According to the Elias Sports Bureau, the Titans (1-2) became the first team in NFL history to score five touchdowns of more than 60 yards in the same game.

Tommie Campbell returned a punt 65 yards for a touchdown late in the first quarter on a throwback play reminiscent of the Music City Miracle. Darius Reynaud fielded the punt on the numbers near the Lions bench, took two steps then threw across field to Campbell, who ran untouched down the Titans sideline.

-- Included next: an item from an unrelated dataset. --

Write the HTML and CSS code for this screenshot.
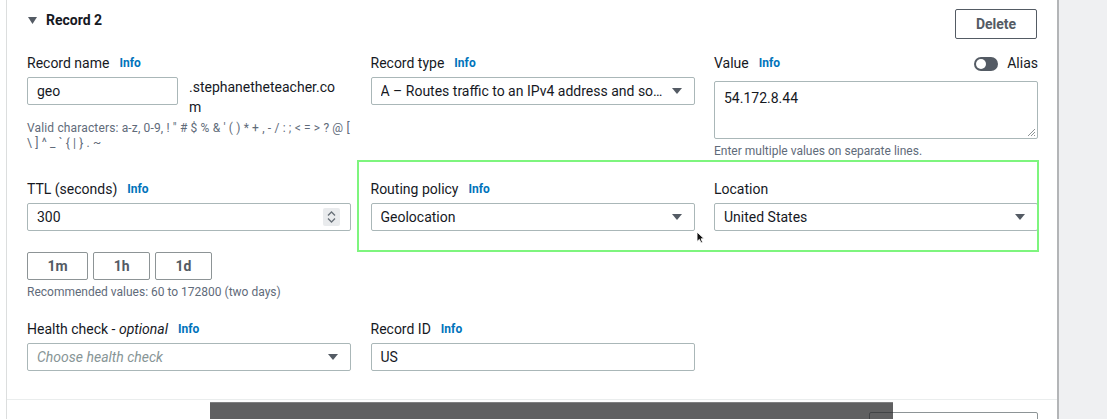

Jake Locker threw a 61-yard touchdown pass Jared Cook in the second quarter, and after the Lions took a 27-20 lead on a Stafford-to-Nate Burleson touchdown and two-point conversion midway through the fourth, Reynaud returned the kickoff 105 yards to tie the game.

The Lions’ ensuing drive stalled after a Brandon Pettigrew holding penalty, and Nate Washington scored on a 71-yard pass from Locker that he plucked off cornerback Jacob Lacey’s back.

Alterraun Verner ripped a pass out of Pettigrew’s hands on the Lions’ next series and returned it 72 yards for a touchdown – Stafford pulled up with a strained leg muscle trying to cut off Verner’s path to the end zone – before Hill’s dramatics sent the game to overtime.

“We made too many mistakes, gave up too many big plays,” Lions defensive end Kyle Vanden Bosch said. “It’s hard to fathom how we could even be in the game and have a chance at the end. We’re too good of a team, we’ve got too many good players, too many veteran players to give up some of the plays we gave up.”

Stafford completed 33 of 42 passes for 278 yards before he left, but the Lions once again were content to run the ball early against a defense that rarely blitzed and kept two safeties in deep coverage the whole game.

Leshoure, making his NFL debut after missing his rookie season with a torn Achilles tendon and the first two games this year with a suspension, rushed for 100 yards on 26 carries and scored on a 1-yard run in the third quarter.